** start Supplied data **
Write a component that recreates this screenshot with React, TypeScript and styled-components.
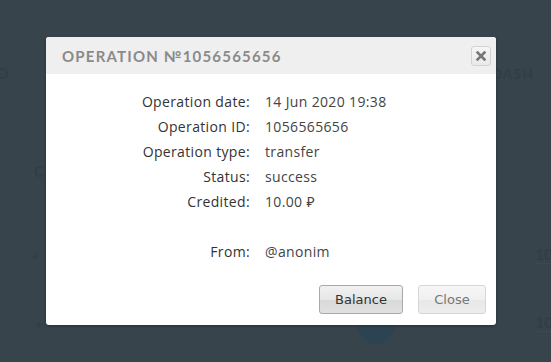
** end Supplied data **
** start Supplied data **
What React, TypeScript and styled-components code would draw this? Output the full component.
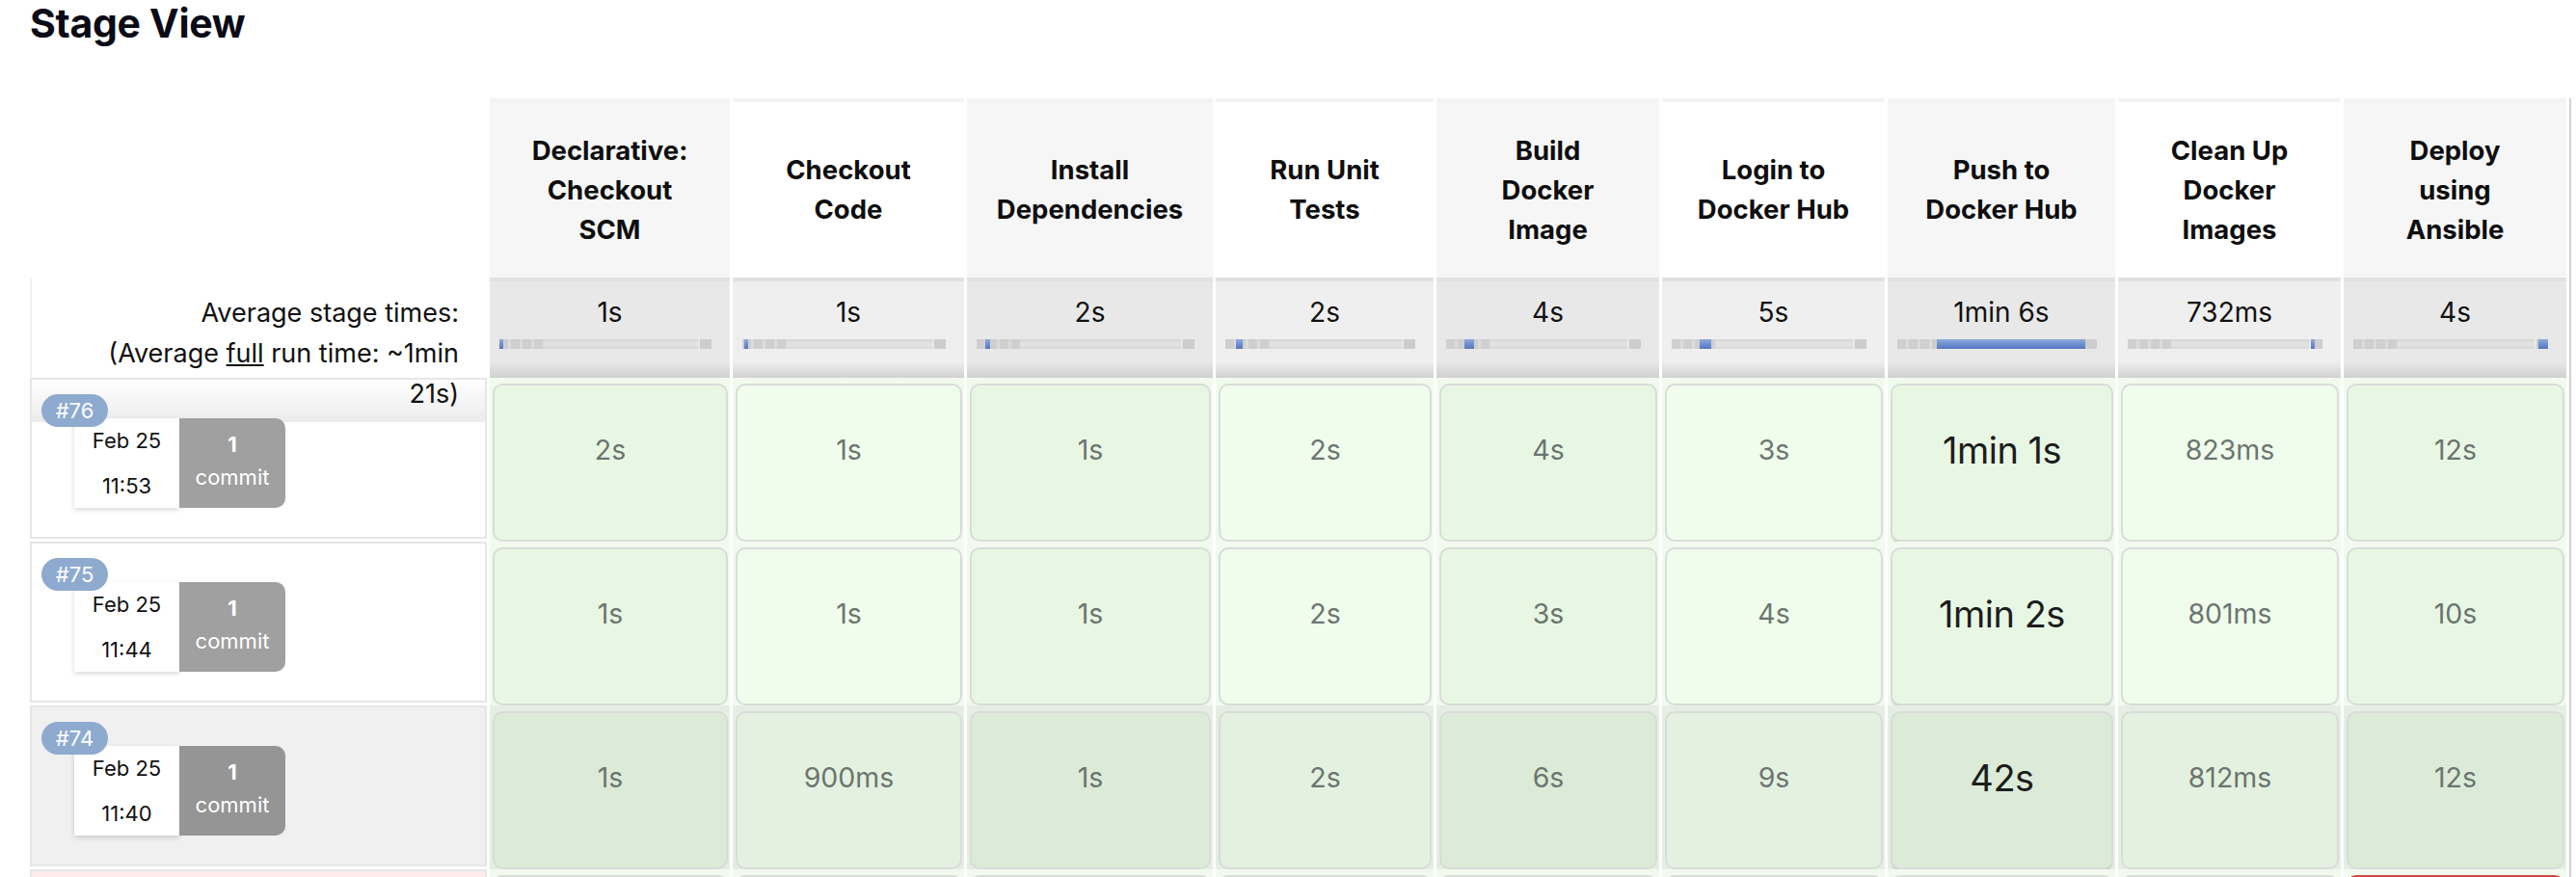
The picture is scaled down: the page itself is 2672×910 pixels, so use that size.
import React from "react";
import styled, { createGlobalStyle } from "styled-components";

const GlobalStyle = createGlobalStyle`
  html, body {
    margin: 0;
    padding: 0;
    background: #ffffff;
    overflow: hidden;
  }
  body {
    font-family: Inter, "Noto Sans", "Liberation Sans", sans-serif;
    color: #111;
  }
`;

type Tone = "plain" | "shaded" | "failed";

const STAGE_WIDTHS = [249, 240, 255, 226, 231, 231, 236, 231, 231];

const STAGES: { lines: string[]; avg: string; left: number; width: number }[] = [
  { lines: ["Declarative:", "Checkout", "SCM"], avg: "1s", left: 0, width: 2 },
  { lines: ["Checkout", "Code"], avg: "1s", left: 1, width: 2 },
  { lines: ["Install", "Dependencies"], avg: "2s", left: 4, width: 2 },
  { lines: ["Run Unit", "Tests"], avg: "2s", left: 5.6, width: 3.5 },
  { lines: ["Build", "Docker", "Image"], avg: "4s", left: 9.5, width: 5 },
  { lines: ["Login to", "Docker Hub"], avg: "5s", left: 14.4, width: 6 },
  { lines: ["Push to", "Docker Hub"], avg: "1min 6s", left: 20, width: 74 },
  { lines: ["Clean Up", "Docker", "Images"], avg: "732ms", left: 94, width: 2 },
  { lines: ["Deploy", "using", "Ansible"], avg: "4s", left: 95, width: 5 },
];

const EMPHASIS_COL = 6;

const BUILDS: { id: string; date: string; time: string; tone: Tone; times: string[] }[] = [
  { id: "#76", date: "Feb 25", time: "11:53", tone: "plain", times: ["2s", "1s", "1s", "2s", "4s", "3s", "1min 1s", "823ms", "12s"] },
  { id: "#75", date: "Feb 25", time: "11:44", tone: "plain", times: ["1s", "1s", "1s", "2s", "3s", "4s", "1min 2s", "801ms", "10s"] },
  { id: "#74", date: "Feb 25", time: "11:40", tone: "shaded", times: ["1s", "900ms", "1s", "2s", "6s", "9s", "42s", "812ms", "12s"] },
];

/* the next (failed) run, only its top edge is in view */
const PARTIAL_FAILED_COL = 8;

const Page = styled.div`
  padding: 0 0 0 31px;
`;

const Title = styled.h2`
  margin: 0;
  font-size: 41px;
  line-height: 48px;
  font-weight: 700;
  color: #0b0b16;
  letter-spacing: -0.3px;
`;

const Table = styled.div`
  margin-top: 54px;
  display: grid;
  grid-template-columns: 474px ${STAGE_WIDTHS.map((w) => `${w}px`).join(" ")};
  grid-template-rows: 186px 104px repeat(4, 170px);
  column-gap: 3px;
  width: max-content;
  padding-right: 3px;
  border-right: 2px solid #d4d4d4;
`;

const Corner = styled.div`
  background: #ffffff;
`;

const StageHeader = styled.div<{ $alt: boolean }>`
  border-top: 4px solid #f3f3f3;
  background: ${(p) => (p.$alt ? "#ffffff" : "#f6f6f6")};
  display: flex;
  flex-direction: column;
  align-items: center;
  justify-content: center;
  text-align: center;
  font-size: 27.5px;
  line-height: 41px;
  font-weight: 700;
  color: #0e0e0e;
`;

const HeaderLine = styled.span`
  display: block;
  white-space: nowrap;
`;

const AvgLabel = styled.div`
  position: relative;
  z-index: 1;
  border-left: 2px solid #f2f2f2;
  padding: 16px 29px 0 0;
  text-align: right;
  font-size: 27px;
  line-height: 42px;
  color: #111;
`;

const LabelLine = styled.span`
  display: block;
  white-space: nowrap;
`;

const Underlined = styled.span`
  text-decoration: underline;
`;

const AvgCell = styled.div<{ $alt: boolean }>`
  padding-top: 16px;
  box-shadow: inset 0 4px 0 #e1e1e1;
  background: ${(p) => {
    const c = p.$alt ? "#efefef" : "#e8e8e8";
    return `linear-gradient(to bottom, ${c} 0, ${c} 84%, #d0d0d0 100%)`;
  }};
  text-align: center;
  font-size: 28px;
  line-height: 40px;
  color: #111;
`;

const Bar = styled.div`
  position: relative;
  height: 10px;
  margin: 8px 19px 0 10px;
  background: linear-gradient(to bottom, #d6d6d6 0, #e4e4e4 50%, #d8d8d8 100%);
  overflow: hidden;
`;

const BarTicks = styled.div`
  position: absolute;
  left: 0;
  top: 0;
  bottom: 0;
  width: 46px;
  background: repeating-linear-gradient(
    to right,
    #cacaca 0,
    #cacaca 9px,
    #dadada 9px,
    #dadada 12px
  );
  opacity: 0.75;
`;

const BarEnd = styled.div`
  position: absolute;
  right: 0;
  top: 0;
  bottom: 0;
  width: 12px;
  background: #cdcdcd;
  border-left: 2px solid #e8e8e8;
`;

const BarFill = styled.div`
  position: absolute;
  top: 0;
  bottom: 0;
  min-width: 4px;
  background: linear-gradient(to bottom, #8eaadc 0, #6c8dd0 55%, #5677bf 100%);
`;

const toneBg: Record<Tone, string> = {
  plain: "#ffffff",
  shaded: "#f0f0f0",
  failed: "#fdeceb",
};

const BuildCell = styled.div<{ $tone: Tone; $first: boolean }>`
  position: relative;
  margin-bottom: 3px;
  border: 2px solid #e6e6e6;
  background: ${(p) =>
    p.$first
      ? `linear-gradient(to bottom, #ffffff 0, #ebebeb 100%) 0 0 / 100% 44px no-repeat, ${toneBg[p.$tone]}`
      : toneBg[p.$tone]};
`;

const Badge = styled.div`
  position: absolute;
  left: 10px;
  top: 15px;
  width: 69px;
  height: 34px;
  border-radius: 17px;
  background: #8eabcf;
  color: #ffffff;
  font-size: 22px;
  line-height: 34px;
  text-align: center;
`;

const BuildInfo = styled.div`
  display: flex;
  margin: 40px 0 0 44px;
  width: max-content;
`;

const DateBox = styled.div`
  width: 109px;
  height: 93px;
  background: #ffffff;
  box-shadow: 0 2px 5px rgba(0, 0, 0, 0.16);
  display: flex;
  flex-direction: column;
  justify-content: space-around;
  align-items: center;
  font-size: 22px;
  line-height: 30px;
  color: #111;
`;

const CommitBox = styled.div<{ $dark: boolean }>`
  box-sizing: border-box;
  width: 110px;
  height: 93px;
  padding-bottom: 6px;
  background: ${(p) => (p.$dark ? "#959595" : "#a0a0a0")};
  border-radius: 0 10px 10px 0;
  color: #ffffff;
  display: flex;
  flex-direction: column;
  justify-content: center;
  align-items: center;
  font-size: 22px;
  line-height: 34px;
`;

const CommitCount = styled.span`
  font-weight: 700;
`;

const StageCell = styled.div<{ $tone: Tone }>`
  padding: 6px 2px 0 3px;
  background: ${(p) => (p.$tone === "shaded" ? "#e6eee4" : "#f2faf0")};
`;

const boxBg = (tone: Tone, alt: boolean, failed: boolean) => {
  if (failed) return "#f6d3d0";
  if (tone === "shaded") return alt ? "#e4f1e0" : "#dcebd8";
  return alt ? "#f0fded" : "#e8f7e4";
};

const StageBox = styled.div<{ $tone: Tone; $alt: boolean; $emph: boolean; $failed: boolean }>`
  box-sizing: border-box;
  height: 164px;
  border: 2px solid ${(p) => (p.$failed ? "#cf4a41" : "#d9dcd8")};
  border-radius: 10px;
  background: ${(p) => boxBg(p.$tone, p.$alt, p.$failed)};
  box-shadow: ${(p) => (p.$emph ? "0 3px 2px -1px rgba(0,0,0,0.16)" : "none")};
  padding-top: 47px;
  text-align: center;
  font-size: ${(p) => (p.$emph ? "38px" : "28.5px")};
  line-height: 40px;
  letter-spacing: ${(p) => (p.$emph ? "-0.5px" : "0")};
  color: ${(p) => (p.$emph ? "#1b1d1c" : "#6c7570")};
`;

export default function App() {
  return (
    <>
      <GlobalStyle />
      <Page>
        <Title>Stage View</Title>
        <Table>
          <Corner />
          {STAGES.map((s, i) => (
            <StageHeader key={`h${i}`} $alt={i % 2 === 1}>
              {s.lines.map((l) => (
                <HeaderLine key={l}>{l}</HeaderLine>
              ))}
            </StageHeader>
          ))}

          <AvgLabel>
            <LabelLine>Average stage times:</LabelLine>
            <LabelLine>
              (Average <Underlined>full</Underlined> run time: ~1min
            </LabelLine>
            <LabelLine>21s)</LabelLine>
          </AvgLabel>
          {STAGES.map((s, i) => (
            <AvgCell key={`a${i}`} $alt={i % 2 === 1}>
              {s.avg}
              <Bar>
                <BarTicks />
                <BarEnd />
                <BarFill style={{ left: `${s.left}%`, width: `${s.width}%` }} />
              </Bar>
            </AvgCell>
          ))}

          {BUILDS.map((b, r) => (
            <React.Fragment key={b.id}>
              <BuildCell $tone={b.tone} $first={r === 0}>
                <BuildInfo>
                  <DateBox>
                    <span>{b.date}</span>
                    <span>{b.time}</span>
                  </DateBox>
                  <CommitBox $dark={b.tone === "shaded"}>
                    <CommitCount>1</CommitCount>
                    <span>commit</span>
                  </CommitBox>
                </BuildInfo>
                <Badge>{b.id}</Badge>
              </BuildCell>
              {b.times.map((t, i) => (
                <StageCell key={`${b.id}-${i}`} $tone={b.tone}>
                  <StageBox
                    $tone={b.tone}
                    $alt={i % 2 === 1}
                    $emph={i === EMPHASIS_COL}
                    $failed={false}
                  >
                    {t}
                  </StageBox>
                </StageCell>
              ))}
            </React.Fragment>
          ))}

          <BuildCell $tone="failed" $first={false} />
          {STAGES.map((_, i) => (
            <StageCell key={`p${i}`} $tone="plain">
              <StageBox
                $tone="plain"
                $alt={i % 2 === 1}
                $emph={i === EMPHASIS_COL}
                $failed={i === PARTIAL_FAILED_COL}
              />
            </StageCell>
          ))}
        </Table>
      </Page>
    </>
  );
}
** end Supplied data **
** start Supplied data **
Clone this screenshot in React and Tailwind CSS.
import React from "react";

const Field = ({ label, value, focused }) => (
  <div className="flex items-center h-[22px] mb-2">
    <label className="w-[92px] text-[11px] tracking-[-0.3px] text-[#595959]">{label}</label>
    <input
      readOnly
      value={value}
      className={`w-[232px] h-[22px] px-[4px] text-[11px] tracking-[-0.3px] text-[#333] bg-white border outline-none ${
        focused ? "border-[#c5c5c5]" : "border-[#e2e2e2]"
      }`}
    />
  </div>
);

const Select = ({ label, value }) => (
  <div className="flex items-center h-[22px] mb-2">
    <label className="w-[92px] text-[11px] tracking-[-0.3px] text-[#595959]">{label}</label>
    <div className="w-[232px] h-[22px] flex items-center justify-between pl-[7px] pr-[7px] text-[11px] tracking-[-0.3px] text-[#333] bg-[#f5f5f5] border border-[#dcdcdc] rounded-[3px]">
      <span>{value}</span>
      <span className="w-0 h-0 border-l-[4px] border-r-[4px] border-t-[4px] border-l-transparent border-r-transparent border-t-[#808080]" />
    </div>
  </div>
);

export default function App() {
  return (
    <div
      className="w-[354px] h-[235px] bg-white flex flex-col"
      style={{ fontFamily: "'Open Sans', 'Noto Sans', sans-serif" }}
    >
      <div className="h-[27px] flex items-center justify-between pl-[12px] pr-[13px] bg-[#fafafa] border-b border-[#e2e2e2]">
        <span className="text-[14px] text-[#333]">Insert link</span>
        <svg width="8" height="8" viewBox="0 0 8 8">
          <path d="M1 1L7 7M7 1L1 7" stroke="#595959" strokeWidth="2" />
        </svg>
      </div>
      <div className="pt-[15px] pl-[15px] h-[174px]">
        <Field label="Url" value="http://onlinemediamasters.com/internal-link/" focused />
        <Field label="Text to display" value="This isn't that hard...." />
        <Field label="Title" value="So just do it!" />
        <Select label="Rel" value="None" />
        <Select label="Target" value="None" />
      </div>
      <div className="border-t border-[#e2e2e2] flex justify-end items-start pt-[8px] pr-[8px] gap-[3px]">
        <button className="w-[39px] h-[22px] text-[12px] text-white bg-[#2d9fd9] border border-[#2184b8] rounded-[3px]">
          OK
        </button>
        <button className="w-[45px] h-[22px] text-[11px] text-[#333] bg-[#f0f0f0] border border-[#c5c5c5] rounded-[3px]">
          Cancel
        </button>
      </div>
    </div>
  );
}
** end Supplied data **
Pictures should be left out. Retype only the run of lines from the line containing "What React, TypeScript" to the line containing "236, 231, 231];", inclusive.

Worked solution:
What React, TypeScript and styled-components code would draw this? Output the full component.
The picture is scaled down: the page itself is 2672×910 pixels, so use that size.
import React from "react";
import styled, { createGlobalStyle } from "styled-components";

const GlobalStyle = createGlobalStyle`
  html, body {
    margin: 0;
    padding: 0;
    background: #ffffff;
    overflow: hidden;
  }
  body {
    font-family: Inter, "Noto Sans", "Liberation Sans", sans-serif;
    color: #111;
  }
`;

type Tone = "plain" | "shaded" | "failed";

const STAGE_WIDTHS = [249, 240, 255, 226, 231, 231, 236, 231, 231];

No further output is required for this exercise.